[Task objective] Across the entries below, how many lines contain the string "that"? Give only the count.

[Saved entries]
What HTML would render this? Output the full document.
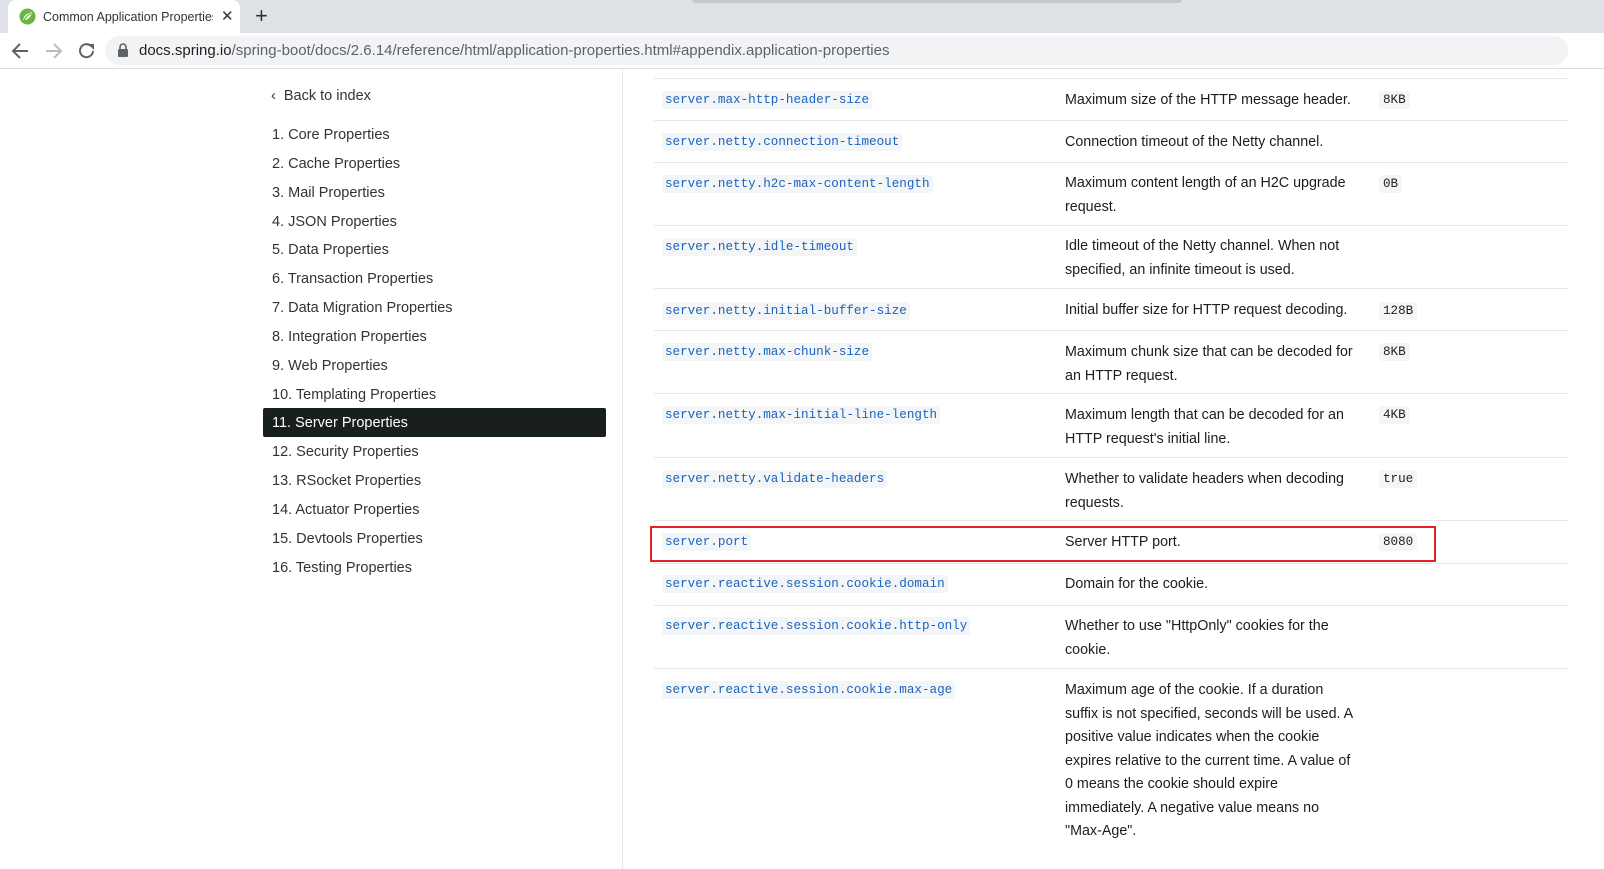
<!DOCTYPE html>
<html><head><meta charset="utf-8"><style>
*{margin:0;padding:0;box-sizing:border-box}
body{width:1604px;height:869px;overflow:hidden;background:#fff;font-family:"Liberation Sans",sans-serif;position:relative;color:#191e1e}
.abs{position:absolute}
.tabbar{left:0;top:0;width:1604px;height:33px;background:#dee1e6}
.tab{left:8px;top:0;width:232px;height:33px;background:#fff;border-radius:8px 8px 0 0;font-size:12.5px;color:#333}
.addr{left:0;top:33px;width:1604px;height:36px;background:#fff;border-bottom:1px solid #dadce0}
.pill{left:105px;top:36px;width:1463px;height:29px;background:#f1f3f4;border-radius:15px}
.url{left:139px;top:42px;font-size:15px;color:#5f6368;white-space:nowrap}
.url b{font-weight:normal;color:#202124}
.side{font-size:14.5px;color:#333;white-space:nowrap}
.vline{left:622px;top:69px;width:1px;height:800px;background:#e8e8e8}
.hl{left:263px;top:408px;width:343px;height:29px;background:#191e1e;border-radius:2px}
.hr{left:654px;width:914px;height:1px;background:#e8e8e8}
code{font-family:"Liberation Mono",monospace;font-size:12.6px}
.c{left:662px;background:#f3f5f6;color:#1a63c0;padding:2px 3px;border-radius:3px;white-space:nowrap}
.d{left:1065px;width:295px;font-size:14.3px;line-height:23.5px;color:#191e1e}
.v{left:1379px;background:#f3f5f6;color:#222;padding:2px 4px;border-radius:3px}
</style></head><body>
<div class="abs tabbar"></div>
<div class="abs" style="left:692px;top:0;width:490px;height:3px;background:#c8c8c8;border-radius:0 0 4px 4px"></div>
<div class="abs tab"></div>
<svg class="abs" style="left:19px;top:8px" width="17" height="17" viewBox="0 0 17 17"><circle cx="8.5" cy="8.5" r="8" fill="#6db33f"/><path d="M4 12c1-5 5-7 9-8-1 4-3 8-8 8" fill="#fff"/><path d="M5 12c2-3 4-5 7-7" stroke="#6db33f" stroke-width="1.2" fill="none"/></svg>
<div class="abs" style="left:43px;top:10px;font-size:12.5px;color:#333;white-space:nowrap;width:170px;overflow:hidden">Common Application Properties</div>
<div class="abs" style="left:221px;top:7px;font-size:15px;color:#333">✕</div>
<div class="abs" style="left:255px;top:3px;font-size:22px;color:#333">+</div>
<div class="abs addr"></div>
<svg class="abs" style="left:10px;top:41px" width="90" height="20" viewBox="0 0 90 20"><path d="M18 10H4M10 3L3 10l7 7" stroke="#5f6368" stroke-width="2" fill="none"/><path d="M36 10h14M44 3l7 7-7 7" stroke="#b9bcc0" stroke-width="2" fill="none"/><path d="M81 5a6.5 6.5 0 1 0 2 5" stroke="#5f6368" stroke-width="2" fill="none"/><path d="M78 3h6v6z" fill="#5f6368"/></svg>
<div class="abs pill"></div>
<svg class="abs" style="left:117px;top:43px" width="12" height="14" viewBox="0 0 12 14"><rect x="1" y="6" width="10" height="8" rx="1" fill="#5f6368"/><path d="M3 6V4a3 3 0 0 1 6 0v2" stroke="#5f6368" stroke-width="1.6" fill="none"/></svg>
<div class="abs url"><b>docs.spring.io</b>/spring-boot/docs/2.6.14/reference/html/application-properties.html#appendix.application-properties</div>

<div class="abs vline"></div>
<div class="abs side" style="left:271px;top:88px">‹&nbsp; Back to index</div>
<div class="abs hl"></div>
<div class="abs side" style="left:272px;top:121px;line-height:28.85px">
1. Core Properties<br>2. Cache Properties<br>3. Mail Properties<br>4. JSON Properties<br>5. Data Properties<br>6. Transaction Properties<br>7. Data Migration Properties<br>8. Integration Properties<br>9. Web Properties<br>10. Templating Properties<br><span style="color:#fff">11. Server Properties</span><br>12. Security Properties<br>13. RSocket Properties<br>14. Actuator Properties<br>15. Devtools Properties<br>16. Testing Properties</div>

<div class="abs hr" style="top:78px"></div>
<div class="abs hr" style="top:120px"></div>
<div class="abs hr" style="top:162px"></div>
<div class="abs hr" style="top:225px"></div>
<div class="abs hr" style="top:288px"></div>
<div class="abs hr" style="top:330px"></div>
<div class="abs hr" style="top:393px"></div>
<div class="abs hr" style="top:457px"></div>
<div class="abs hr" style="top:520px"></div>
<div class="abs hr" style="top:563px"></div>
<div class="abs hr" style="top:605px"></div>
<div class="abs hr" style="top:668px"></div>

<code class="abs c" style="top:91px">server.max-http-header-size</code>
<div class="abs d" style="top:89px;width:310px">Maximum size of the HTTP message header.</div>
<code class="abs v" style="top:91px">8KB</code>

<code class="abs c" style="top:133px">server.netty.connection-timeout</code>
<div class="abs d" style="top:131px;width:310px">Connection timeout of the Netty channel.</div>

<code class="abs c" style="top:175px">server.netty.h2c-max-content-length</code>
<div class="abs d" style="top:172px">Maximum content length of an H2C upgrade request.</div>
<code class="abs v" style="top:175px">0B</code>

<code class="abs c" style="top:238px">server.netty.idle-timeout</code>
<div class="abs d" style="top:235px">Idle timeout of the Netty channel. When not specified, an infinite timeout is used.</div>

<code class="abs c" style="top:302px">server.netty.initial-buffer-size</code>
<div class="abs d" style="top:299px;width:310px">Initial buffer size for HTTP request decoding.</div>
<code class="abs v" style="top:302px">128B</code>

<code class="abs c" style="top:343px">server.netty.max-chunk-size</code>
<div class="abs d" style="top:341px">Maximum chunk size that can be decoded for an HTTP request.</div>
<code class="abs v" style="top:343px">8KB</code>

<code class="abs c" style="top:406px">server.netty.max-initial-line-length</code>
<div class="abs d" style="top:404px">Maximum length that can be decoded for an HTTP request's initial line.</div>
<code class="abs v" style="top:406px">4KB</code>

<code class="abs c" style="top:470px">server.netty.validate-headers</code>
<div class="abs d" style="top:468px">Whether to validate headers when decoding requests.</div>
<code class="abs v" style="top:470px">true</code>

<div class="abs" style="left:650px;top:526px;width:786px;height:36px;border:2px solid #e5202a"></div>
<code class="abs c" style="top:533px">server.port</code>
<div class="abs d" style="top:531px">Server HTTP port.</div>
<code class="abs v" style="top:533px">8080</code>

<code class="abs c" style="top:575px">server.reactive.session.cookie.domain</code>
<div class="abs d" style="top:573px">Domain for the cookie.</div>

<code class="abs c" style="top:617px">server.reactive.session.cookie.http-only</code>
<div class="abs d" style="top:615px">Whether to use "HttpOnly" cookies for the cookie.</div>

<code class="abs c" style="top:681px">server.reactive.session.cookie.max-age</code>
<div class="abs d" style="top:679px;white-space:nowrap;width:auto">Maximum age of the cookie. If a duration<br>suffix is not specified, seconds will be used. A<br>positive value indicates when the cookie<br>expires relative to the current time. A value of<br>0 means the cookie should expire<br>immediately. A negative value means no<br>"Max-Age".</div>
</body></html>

--

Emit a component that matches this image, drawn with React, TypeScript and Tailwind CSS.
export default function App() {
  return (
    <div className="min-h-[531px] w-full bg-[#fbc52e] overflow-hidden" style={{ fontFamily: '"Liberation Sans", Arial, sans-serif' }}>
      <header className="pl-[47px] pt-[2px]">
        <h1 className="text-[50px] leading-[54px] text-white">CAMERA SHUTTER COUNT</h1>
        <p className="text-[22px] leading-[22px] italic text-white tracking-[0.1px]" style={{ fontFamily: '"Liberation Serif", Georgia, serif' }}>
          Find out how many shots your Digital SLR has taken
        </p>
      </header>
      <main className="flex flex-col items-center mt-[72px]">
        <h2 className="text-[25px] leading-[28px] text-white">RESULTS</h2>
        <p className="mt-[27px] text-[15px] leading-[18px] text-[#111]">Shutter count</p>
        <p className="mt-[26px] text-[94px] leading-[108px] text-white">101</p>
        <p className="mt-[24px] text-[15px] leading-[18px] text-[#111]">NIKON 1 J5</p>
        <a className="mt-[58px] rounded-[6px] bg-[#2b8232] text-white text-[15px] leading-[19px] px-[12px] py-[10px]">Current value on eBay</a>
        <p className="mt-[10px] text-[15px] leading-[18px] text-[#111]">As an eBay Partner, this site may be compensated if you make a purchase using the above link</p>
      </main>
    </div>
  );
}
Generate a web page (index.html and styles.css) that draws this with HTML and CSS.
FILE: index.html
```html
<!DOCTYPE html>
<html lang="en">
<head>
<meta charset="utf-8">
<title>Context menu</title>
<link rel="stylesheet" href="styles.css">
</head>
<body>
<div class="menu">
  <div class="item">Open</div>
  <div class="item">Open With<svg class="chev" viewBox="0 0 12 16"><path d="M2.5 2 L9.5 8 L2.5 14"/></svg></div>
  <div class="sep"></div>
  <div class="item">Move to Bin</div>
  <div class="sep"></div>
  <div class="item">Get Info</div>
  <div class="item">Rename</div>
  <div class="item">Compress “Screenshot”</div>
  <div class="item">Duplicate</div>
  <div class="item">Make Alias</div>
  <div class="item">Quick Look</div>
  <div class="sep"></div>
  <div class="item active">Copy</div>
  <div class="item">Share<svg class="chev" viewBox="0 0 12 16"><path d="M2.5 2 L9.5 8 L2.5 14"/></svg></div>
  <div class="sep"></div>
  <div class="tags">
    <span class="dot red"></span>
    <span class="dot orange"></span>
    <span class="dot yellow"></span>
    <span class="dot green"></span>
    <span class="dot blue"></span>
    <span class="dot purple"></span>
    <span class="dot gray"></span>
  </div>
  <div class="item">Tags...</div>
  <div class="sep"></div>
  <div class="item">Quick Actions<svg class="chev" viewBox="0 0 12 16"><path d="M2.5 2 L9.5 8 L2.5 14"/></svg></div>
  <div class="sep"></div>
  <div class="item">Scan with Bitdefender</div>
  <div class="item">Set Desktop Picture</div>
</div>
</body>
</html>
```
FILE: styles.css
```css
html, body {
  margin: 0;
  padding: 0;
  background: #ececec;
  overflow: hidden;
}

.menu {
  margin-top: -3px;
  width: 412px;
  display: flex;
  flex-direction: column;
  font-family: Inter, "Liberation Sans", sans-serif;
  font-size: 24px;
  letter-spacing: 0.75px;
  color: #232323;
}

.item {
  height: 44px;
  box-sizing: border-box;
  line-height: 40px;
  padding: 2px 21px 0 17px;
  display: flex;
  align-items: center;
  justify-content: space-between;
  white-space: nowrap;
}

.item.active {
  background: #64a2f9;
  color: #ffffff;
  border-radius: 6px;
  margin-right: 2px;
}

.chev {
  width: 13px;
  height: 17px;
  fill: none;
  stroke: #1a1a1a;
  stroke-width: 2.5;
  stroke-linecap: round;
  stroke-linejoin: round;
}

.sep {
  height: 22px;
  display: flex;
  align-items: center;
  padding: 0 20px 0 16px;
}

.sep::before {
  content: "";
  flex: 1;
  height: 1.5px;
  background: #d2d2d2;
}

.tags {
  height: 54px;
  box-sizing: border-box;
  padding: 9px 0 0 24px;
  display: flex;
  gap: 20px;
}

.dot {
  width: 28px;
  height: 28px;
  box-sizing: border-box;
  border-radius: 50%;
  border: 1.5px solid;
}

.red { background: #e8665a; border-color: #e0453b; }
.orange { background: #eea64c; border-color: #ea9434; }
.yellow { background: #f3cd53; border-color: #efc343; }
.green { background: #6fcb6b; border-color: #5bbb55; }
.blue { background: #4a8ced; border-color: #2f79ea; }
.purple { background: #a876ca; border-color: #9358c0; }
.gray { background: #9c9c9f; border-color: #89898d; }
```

[Written answer] 4